NGTL awards 2021 expansion construction contract
Nova Gas Transmission Ltd. (NGTL), a wholly owned subsidiary of TC Energy Corp., awarded Macro Enterprises Inc. subsidiary Macro Construction Inc. a contract to build the Deep Valley South and Colt sections of the 2021 NGTL System Expansion project.
Deep Valley South includes 26 km of 48-in. OD pipeline and Colt includes 14 km of 48-in. pipeline and associated tie-ins.
Planning is under way with pre-construction scheduled to start third-quarter 2021 with completion scheduled end first-quarter 2022. The estimated value of the contract is more than $190 million.
The Canadian government earlier this month approved NGTL’s 2023 North Corridor System Expansion project (OGJ Online, May 4, 2021).
NGTL gets government approval for Alberta gas system expansion
TC Energy Corp. subsidiary Nova Gas Transmission Ltd. (NGTL) has received approval from the Canadian government for its 2023 North Corridor System Expansion natural gas project. The expansion project will add 81 km of pipeline to the existing NGTL system across three sections in northwestern Alberta, expanding capacity from the Peace River area to markets in northeastern Alberta.
The three sections include:
- The North Central Corridor (NCC) Loop (North Star Section 2); 48-in.
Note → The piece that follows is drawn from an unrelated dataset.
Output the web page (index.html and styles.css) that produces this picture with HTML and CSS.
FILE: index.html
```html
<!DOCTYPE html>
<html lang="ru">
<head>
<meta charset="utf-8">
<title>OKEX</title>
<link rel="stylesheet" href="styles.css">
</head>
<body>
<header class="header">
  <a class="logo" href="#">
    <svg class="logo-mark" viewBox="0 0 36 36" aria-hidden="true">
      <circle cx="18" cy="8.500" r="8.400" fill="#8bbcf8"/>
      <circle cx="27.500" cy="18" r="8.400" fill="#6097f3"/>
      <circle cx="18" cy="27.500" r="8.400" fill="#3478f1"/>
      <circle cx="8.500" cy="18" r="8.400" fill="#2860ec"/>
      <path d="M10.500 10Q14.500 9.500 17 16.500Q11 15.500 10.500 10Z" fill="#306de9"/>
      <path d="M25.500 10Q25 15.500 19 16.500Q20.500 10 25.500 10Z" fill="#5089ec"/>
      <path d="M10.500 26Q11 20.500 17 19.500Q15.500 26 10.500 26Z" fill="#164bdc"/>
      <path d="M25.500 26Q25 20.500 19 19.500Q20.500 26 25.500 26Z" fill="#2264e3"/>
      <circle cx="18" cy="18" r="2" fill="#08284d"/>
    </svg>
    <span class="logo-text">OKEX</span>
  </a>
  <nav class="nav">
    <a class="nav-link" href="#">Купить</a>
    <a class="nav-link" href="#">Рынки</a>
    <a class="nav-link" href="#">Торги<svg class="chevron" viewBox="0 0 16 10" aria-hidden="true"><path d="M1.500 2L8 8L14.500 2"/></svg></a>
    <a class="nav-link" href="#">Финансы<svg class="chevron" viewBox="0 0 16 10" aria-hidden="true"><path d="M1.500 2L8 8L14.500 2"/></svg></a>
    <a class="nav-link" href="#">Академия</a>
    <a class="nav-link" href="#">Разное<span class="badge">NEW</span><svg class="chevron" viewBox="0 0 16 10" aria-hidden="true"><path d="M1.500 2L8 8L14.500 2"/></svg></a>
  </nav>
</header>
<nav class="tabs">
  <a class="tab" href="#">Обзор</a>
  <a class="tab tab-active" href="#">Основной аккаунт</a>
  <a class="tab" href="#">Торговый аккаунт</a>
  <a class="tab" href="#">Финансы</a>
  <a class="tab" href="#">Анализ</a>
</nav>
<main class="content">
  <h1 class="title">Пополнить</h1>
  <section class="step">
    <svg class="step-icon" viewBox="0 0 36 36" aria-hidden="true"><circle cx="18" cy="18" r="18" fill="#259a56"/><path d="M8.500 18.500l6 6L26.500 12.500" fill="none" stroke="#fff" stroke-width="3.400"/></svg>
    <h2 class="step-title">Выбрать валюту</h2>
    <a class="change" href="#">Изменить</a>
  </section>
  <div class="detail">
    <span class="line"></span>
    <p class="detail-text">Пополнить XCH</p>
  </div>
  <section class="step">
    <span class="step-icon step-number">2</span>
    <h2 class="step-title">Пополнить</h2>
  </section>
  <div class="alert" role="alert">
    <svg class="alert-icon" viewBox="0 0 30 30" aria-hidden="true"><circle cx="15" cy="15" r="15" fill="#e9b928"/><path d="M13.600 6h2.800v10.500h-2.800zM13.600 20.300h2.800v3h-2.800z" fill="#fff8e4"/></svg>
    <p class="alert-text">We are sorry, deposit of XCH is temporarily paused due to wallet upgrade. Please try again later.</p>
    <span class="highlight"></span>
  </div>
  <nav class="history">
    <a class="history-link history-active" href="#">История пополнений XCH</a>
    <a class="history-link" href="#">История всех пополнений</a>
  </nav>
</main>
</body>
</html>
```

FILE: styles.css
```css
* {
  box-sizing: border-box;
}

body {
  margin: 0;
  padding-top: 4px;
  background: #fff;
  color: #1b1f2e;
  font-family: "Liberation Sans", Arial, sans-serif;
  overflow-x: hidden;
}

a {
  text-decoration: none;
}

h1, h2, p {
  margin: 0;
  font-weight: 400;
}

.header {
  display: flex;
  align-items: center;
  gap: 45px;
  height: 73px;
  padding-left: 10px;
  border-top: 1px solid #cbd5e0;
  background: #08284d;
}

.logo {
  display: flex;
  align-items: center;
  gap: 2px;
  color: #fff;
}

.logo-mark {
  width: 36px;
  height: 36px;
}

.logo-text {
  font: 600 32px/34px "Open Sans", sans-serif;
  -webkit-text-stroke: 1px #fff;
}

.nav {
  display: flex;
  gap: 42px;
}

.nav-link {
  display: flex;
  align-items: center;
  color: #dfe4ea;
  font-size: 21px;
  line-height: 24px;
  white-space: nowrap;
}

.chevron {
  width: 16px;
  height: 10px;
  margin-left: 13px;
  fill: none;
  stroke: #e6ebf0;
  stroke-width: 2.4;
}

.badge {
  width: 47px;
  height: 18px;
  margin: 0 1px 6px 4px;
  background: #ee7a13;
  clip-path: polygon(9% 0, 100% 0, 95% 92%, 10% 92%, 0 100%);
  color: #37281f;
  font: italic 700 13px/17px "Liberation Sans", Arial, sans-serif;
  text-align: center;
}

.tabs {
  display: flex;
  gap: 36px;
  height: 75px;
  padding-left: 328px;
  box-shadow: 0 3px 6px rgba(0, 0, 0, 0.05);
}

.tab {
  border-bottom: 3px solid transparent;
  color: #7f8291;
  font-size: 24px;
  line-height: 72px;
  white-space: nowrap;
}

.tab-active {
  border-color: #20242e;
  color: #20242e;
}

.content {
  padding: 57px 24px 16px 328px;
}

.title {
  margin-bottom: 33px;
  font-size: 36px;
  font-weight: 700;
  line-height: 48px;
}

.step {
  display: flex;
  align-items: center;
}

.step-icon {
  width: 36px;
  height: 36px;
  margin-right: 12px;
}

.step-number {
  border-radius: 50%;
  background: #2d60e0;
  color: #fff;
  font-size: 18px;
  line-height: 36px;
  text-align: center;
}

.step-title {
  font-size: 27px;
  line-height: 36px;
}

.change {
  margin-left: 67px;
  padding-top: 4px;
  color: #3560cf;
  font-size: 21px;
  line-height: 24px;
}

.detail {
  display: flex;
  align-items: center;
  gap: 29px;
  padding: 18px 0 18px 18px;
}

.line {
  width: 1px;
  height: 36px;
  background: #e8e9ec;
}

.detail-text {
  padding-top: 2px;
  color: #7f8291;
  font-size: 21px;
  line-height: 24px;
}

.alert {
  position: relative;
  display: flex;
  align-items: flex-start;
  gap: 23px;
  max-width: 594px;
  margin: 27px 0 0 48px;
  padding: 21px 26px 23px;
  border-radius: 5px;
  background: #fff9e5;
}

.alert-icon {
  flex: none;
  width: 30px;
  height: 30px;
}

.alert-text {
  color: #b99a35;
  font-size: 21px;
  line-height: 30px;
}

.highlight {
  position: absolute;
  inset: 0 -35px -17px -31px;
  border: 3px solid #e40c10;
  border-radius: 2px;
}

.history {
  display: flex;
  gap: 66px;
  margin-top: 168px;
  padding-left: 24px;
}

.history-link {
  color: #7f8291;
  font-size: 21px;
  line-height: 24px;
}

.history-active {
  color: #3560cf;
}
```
OD, 24 km about 20 km north of Manning, Alta., in Northern Lights County.
- The NCC Loop (Red Earth Section 3); 48-in., 32 km, about 45 km north of Red Earth Creek, Alta., in Northern Lights County and the municipal district of Opportunity.
- The Northwest Mainline (NWML) Loop No. 2 (Bear Canyon North Extension Section); 36-in., 25 km, about 50 km southwest of Worsley, Alta., in Clear Hills County.
The 2023 North Corridor expansion follows last year’s approval of NGTL’s 2021 System Expansion project.
Approval of the 2023 expansion was contingent on 37 conditions related to safety, environmental, and wildlife protection, Indigenous engagement, and protection of Indigenous rights and interests. It will cost $632 million.